## begin Recorded information

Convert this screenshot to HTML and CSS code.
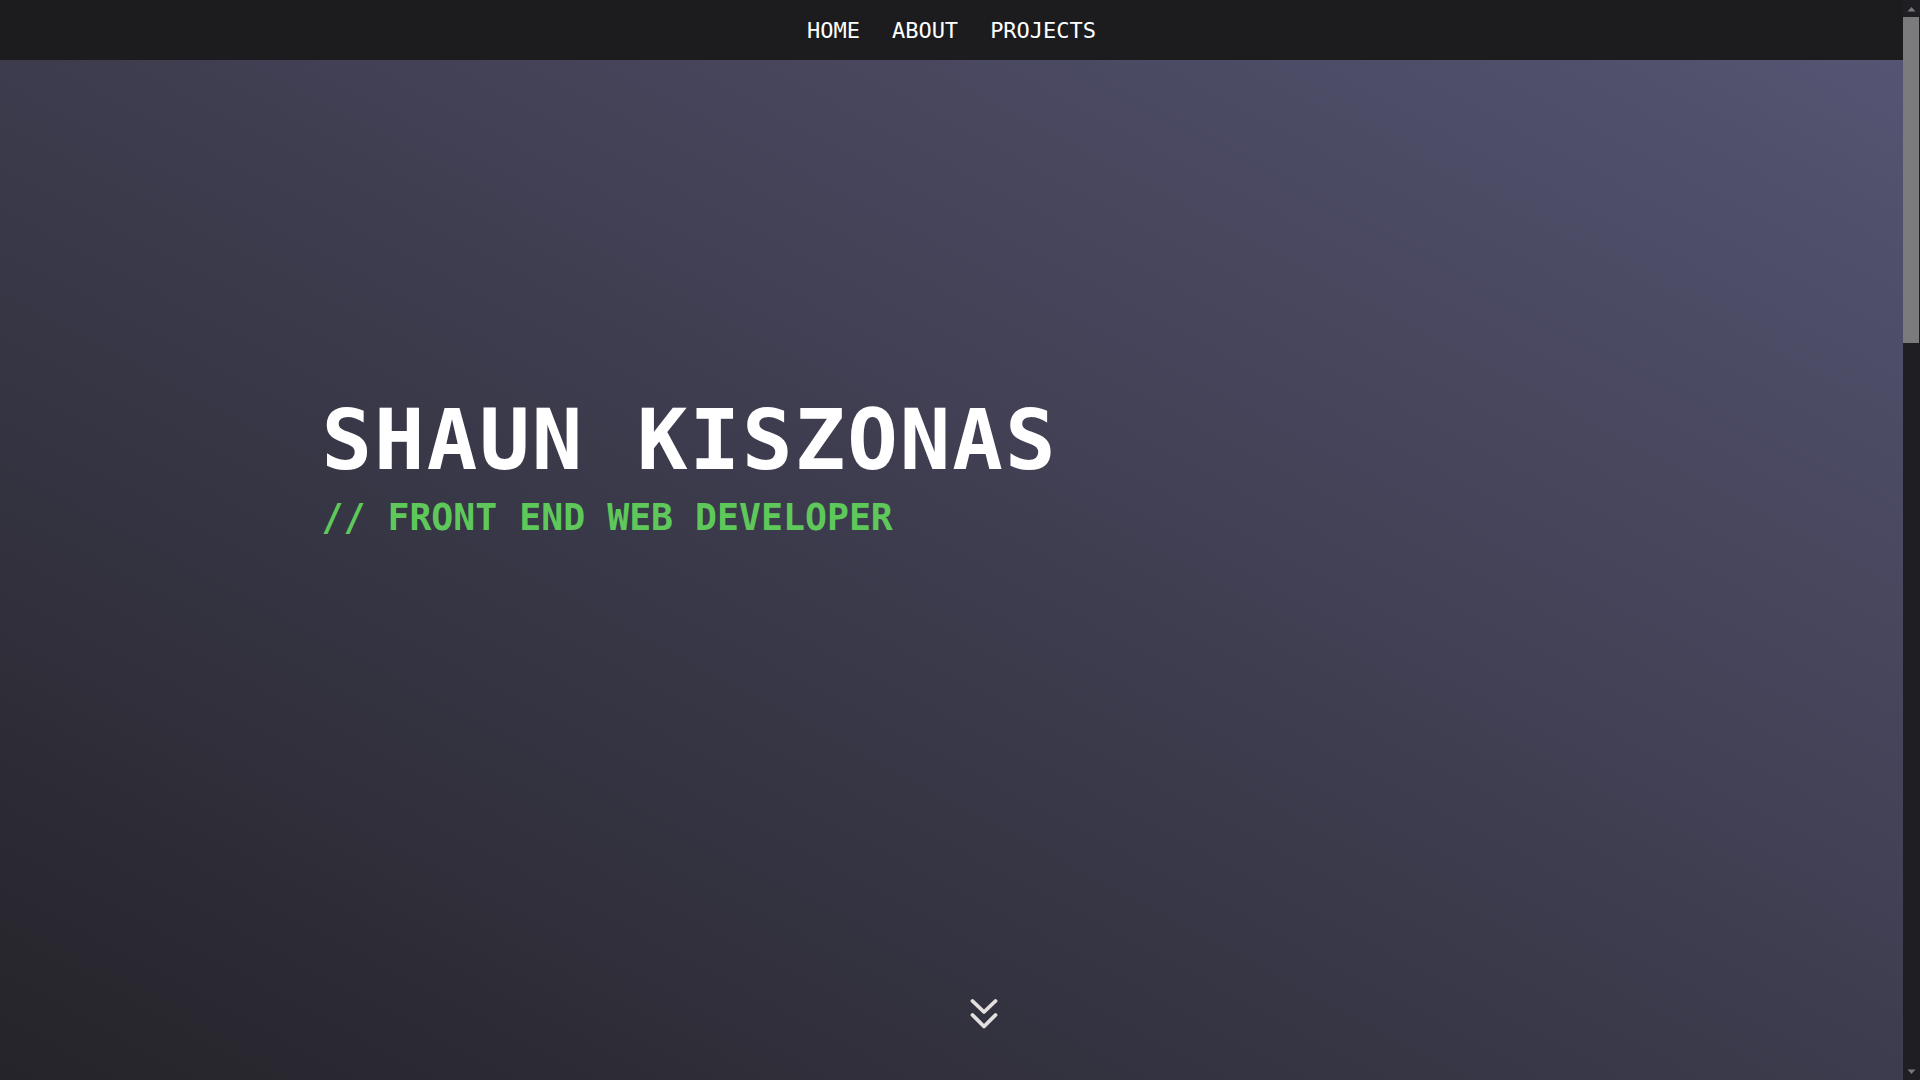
FILE: index.html
```html
<!DOCTYPE html>
<html lang="en">
<head>
<meta charset="utf-8">
<title>Shaun Kiszonas</title>
<link rel="stylesheet" href="styles.css">
</head>
<body>
<div class="window">
  <div class="page">
    <nav class="nav">
      <a class="nav-link" href="#home">HOME</a>
      <a class="nav-link" href="#about">ABOUT</a>
      <a class="nav-link" href="#projects">PROJECTS</a>
    </nav>
    <header class="hero" id="home">
      <div class="hero-inner">
        <h1 class="hero-name">SHAUN KISZONAS</h1>
        <p class="hero-role">// FRONT END WEB DEVELOPER</p>
      </div>
      <a class="scroll-down" href="#about" aria-label="Scroll down">
        <svg width="28" height="32" viewBox="0 0 28 32" fill="none" stroke="#e4e0e0" stroke-width="3.8" stroke-linecap="round" stroke-linejoin="round">
          <polyline points="2.5,3 14,14 25.5,3"/>
          <polyline points="2.5,17 14,28.5 25.5,17"/>
        </svg>
      </a>
    </header>
  </div>
  <div class="scrollbar" aria-hidden="true">
    <div class="sb-btn">
      <svg width="9" height="6" viewBox="0 0 9 6"><polygon points="0.5,5.5 4.5,1 8.5,5.5" fill="#7a7a7e"/></svg>
    </div>
    <div class="sb-track">
      <div class="sb-thumb"></div>
    </div>
    <div class="sb-btn">
      <svg width="9" height="6" viewBox="0 0 9 6"><polygon points="0.5,0.5 4.5,5 8.5,0.5" fill="#7a7a7e"/></svg>
    </div>
  </div>
</div>
</body>
</html>
```

FILE: styles.css
```css
html, body {
  margin: 0;
  height: 100%;
  overflow: hidden;
  background: #1c1c1f;
}
body {
  font-family: "DejaVu Sans Mono", monospace;
  color: #ffffff;
}
.window {
  display: flex;
  height: 100vh;
}
.page {
  flex: 1;
  display: flex;
  flex-direction: column;
  min-width: 0;
}
.nav {
  height: 60px;
  flex: none;
  background: #1c1c1f;
  display: flex;
  justify-content: center;
  align-items: center;
  gap: 32px;
  padding-top: 2px;
  box-sizing: border-box;
}
.nav-link {
  color: #ffffff;
  text-decoration: none;
  font-size: 22px;
  line-height: 1;
}
.hero {
  position: relative;
  flex: 1;
  background: linear-gradient(to top right, #25242a 0%, #3d3c4e 50%, #555472 100%);
}
.hero-inner {
  width: 1260px;
  margin: 0 auto;
  padding-top: 338px;
}
.hero-name {
  margin: 0;
  font-size: 84px;
  line-height: 1;
  font-weight: bold;
  letter-spacing: 2px;
  color: #ffffff;
}
.hero-role {
  margin: 18px 0 0;
  font-size: 36.5px;
  line-height: 1;
  font-weight: bold;
  color: #5ec95a;
}
.scroll-down {
  position: absolute;
  left: 50%;
  margin-left: 18px;
  bottom: 50px;
  display: block;
  width: 28px;
  height: 32px;
}
.scroll-down svg {
  display: block;
}
.scrollbar {
  width: 17px;
  flex: none;
  display: flex;
  flex-direction: column;
  background: #1f1f23;
}
.sb-btn {
  height: 17px;
  flex: none;
  display: flex;
  align-items: center;
  justify-content: center;
}
.sb-track {
  flex: 1;
}
.sb-thumb {
  height: 326px;
  margin: 0 1px 0 0;
  background: #7b7b7d;
}
```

## end Recorded information

Exercise task — Each line of the data should be quoted exactly, with pictures left out.

Result —
Convert this screenshot to HTML and CSS code.
FILE: index.html
```html
<!DOCTYPE html>
<html lang="en">
<head>
<meta charset="utf-8">
<title>Shaun Kiszonas</title>
<link rel="stylesheet" href="styles.css">
</head>
<body>
<div class="window">
  <div class="page">
    <nav class="nav">
      <a class="nav-link" href="#home">HOME</a>
      <a class="nav-link" href="#about">ABOUT</a>
      <a class="nav-link" href="#projects">PROJECTS</a>
    </nav>
    <header class="hero" id="home">
      <div class="hero-inner">
        <h1 class="hero-name">SHAUN KISZONAS</h1>
        <p class="hero-role">// FRONT END WEB DEVELOPER</p>
      </div>
      <a class="scroll-down" href="#about" aria-label="Scroll down">
        <svg width="28" height="32" viewBox="0 0 28 32" fill="none" stroke="#e4e0e0" stroke-width="3.8" stroke-linecap="round" stroke-linejoin="round">
          <polyline points="2.5,3 14,14 25.5,3"/>
          <polyline points="2.5,17 14,28.5 25.5,17"/>
        </svg>
      </a>
    </header>
  </div>
  <div class="scrollbar" aria-hidden="true">
    <div class="sb-btn">
      <svg width="9" height="6" viewBox="0 0 9 6"><polygon points="0.5,5.5 4.5,1 8.5,5.5" fill="#7a7a7e"/></svg>
    </div>
    <div class="sb-track">
      <div class="sb-thumb"></div>
    </div>
    <div class="sb-btn">
      <svg width="9" height="6" viewBox="0 0 9 6"><polygon points="0.5,0.5 4.5,5 8.5,0.5" fill="#7a7a7e"/></svg>
    </div>
  </div>
</div>
</body>
</html>
```

FILE: styles.css
```css
html, body {
  margin: 0;
  height: 100%;
  overflow: hidden;
  background: #1c1c1f;
}
body {
  font-family: "DejaVu Sans Mono", monospace;
  color: #ffffff;
}
.window {
  display: flex;
  height: 100vh;
}
.page {
  flex: 1;
  display: flex;
  flex-direction: column;
  min-width: 0;
}
.nav {
  height: 60px;
  flex: none;
  background: #1c1c1f;
  display: flex;
  justify-content: center;
  align-items: center;
  gap: 32px;
  padding-top: 2px;
  box-sizing: border-box;
}
.nav-link {
  color: #ffffff;
  text-decoration: none;
  font-size: 22px;
  line-height: 1;
}
.hero {
  position: relative;
  flex: 1;
  background: linear-gradient(to top right, #25242a 0%, #3d3c4e 50%, #555472 100%);
}
.hero-inner {
  width: 1260px;
  margin: 0 auto;
  padding-top: 338px;
}
.hero-name {
  margin: 0;
  font-size: 84px;
  line-height: 1;
  font-weight: bold;
  letter-spacing: 2px;
  color: #ffffff;
}
.hero-role {
  margin: 18px 0 0;
  font-size: 36.5px;
  line-height: 1;
  font-weight: bold;
  color: #5ec95a;
}
.scroll-down {
  position: absolute;
  left: 50%;
  margin-left: 18px;
  bottom: 50px;
  display: block;
  width: 28px;
  height: 32px;
}
.scroll-down svg {
  display: block;
}
.scrollbar {
  width: 17px;
  flex: none;
  display: flex;
  flex-direction: column;
  background: #1f1f23;
}
.sb-btn {
  height: 17px;
  flex: none;
  display: flex;
  align-items: center;
  justify-content: center;
}
.sb-track {
  flex: 1;
}
.sb-thumb {
  height: 326px;
  margin: 0 1px 0 0;
  background: #7b7b7d;
}
```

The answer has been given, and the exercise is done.